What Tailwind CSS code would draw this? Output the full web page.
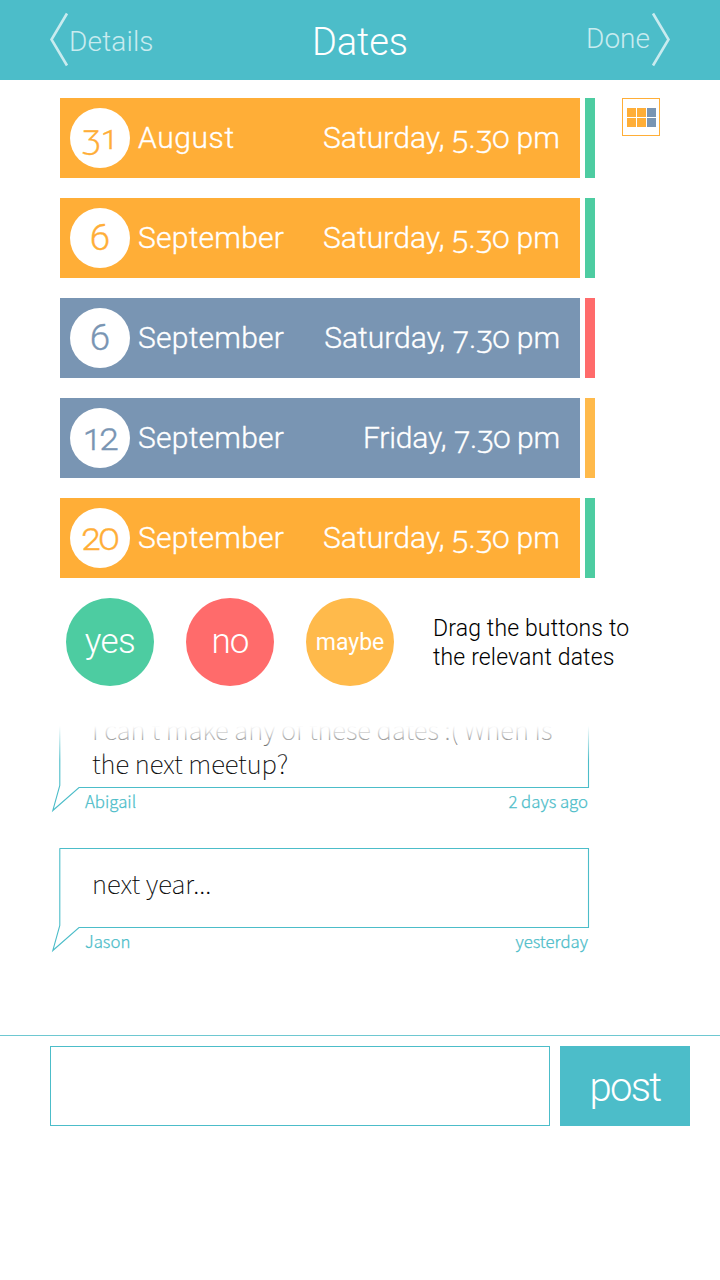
<!DOCTYPE html>
<html lang="en">
<head>
<meta charset="utf-8">
<title>Dates</title>
<script src="https://cdn.jsdelivr.net/npm/@tailwindcss/browser@4"></script>
</head>
<body class="bg-white">
<div class="w-[720px] h-[1280px] overflow-hidden flex flex-col bg-white font-['Roboto',sans-serif] font-light oldstyle-nums whitespace-nowrap">

  <header class="h-20 shrink-0 bg-[#4cbdc9] grid grid-cols-3 px-[50px] text-white">
    <a class="flex h-20 text-[28px] leading-[84px] text-[#c9ebef]">
      <svg class="w-[19px] h-20 shrink-0" viewBox="0 0 19 80" fill="none" stroke="currentColor" stroke-width="2.6"><path d="M17 13.500 1.500 39.500 17 65.500"/></svg>
      <span class="tracking-[0.15px]">Details</span>
    </a>
    <h1 class="text-center text-[38px] leading-[84px] tracking-[-0.1px]">Dates</h1>
    <a class="flex justify-end h-20 text-[28px] leading-[78px] text-[#c9ebef]">
      <span>Done</span>
      <svg class="w-5 h-20 shrink-0" viewBox="1 0 20 80" fill="none" stroke="currentColor" stroke-width="2.6"><path d="M4 13.500 19.500 39.500 4 65.500"/></svg>
    </a>
  </header>

  <main class="flex pt-[18px] pl-[60px] text-[30px] leading-[43px] text-white">
    <ul class="flex flex-col gap-5 w-[535px] [-webkit-text-stroke:0.35px]">
      <li class="flex gap-[5px] h-20">
        <div class="flex items-center w-[520px] bg-[#ffae37] pl-[10px] pr-5">
          <span class="size-[60px] rounded-full bg-white pr-[2px] text-center text-[34px] leading-[59px] tracking-[-1.500px] text-[#ffae37]">31</span>
          <span class="pl-2 pb-[2px] tracking-[0.6px]">August</span>
          <span class="ml-auto pb-[2px] tracking-[0.07px]">Saturday, 5.30 pm</span>
        </div>
        <div class="w-[10px] bg-[#4dcca1]"></div>
      </li>
      <li class="flex gap-[5px] h-20">
        <div class="flex items-center w-[520px] bg-[#ffae37] pl-[10px] pr-5">
          <span class="size-[60px] rounded-full bg-white text-center text-[37px] leading-[60px] text-[#ffae37]">6</span>
          <span class="pl-2 pb-[2px] tracking-[0.25px]">September</span>
          <span class="ml-auto pb-[2px] tracking-[0.07px]">Saturday, 5.30 pm</span>
        </div>
        <div class="w-[10px] bg-[#4dcca1]"></div>
      </li>
      <li class="flex gap-[5px] h-20">
        <div class="flex items-center w-[520px] bg-[#7995b3] pl-[10px] pr-5">
          <span class="size-[60px] rounded-full bg-white text-center text-[37px] leading-[60px] text-[#7995b3]">6</span>
          <span class="pl-2 pb-[2px] tracking-[0.25px]">September</span>
          <span class="ml-auto pb-[2px]">Saturday, 7.30 pm</span>
        </div>
        <div class="w-[10px] bg-[#ff6b6b]"></div>
      </li>
      <li class="flex gap-[5px] h-20">
        <div class="flex items-center w-[520px] bg-[#7995b3] pl-[10px] pr-5">
          <span class="size-[60px] rounded-full bg-white pr-[2px] text-center text-[36px] leading-[60px] tracking-[-2px] text-[#7995b3]">12</span>
          <span class="pl-2 pb-[2px] tracking-[0.25px]">September</span>
          <span class="ml-auto pb-[2px] tracking-[-0.15px]">Friday, 7.30 pm</span>
        </div>
        <div class="w-[10px] bg-[#ffba4b]"></div>
      </li>
      <li class="flex gap-[5px] h-20">
        <div class="flex items-center w-[520px] bg-[#ffae37] pl-[10px] pr-5">
          <span class="size-[60px] rounded-full bg-white pr-[2px] text-center text-[36px] leading-[60px] tracking-[-2px] text-[#ffae37]">20</span>
          <span class="pl-2 pb-[2px] tracking-[0.25px]">September</span>
          <span class="ml-auto pb-[2px] tracking-[0.07px]">Saturday, 5.30 pm</span>
        </div>
        <div class="w-[10px] bg-[#4dcca1]"></div>
      </li>
    </ul>
    <button class="ml-[27px] size-[38px] border border-[#ffae37] grid grid-cols-[9px_9px_9px] grid-rows-[9px_9px] gap-[1px] pl-1 pt-[9px]">
      <i class="bg-[#ffae37]"></i><i class="bg-[#ffae37]"></i><i class="bg-[#7995b3]"></i>
      <i class="bg-[#ffae37]"></i><i class="bg-[#ffae37]"></i><i class="bg-[#7995b3]"></i>
    </button>
  </main>

  <section class="flex mt-5 pl-[66px] gap-8 h-[88px] text-white text-center">
    <button class="size-[88px] rounded-full bg-[#4dcca1] text-[35px] leading-[88px] tracking-[-0.6px]">yes</button>
    <button class="size-[88px] rounded-full bg-[#ff6b6b] text-[35px] leading-[88px] tracking-[-1px]">no</button>
    <button class="size-[88px] rounded-full bg-[#ffba4b] text-[23px] leading-[87px] font-normal">maybe</button>
    <p class="ml-[7px] pt-4 text-left text-[23px] leading-[29px] text-black tracking-[0.15px]">Drag the buttons to<br>the relevant dates</p>
  </section>

  <section class="relative mt-10 h-[309px] shrink-0 overflow-hidden font-['Noto_Sans_CJK_SC',sans-serif] text-black">
    <article class="relative flow-root h-[85px]">
      <svg class="absolute left-[50px] top-0 w-[545px] h-[90px]" viewBox="0 0 545 90" fill="none" stroke="#4cbdc9" stroke-width="1.1"><path d="M9.800 0V59.500L2.800 84.500 29 61.500H538.500V0"/></svg>
      <div class="relative -mt-[14px] pl-[92px] text-[25.800px] leading-[34px] font-thin [-webkit-text-stroke:0.15px]">
        <p>I can't make any of these dates :( When is<br>the next meetup?</p>
      </div>
      <footer class="relative flex justify-between mt-[11px] pl-[85px] pr-[132px] text-[16.800px] leading-5 text-[#4cbdc9] [-webkit-text-stroke:0.25px]"><span>Abigail</span><span>2 days ago</span></footer>
    </article>
    <article class="relative flow-root mt-[35px] pt-[20px]">
      <svg class="absolute left-[50px] top-0 w-[545px] h-[108px]" viewBox="0 0 545 108" fill="none" stroke="#4cbdc9" stroke-width="1.1"><path d="M9.800 2.500V79.500L2.800 104.500 29 81.500H538.500V2.500H9.500"/></svg>
      <p class="relative pl-[92px] text-[25.800px] leading-[34px] font-thin tracking-[0.1px] [-webkit-text-stroke:0.15px]">next year...</p>
      <footer class="relative flex justify-between mt-[31px] pl-[85px] pr-[132px] text-[16.800px] leading-5 text-[#4cbdc9] [-webkit-text-stroke:0.25px]"><span>Jason</span><span>yesterday</span></footer>
    </article>
    <div class="absolute inset-x-0 top-0 h-[34px] bg-linear-to-b from-white to-white/0"></div>
  </section>

  <form class="-mt-[1px] pt-px">
    <div class="flex gap-[10px] pl-[50px] pt-[10px] border-t border-[#6ec8d1]">
      <div class="w-[500px] h-20 border border-[#4cbdc9]"></div>
      <div class="w-[130px] h-20 bg-[#4cbdc9] text-white text-center text-[40px] leading-[84px] tracking-[-1.700px]">post</div>
    </div>
  </form>
</div>
</body>
</html>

AIM
Copy out each line of the listing that holds "full".

EXPECTED ANSWER
What Tailwind CSS code would draw this? Output the full web page.
          <span class="size-[60px] rounded-full bg-white pr-[2px] text-center text-[34px] leading-[59px] tracking-[-1.500px] text-[#ffae37]">31</span>
          <span class="size-[60px] rounded-full bg-white text-center text-[37px] leading-[60px] text-[#ffae37]">6</span>
          <span class="size-[60px] rounded-full bg-white text-center text-[37px] leading-[60px] text-[#7995b3]">6</span>
          <span class="size-[60px] rounded-full bg-white pr-[2px] text-center text-[36px] leading-[60px] tracking-[-2px] text-[#7995b3]">12</span>
          <span class="size-[60px] rounded-full bg-white pr-[2px] text-center text-[36px] leading-[60px] tracking-[-2px] text-[#ffae37]">20</span>
    <button class="size-[88px] rounded-full bg-[#4dcca1] text-[35px] leading-[88px] tracking-[-0.6px]">yes</button>
    <button class="size-[88px] rounded-full bg-[#ff6b6b] text-[35px] leading-[88px] tracking-[-1px]">no</button>
    <button class="size-[88px] rounded-full bg-[#ffba4b] text-[23px] leading-[87px] font-normal">maybe</button>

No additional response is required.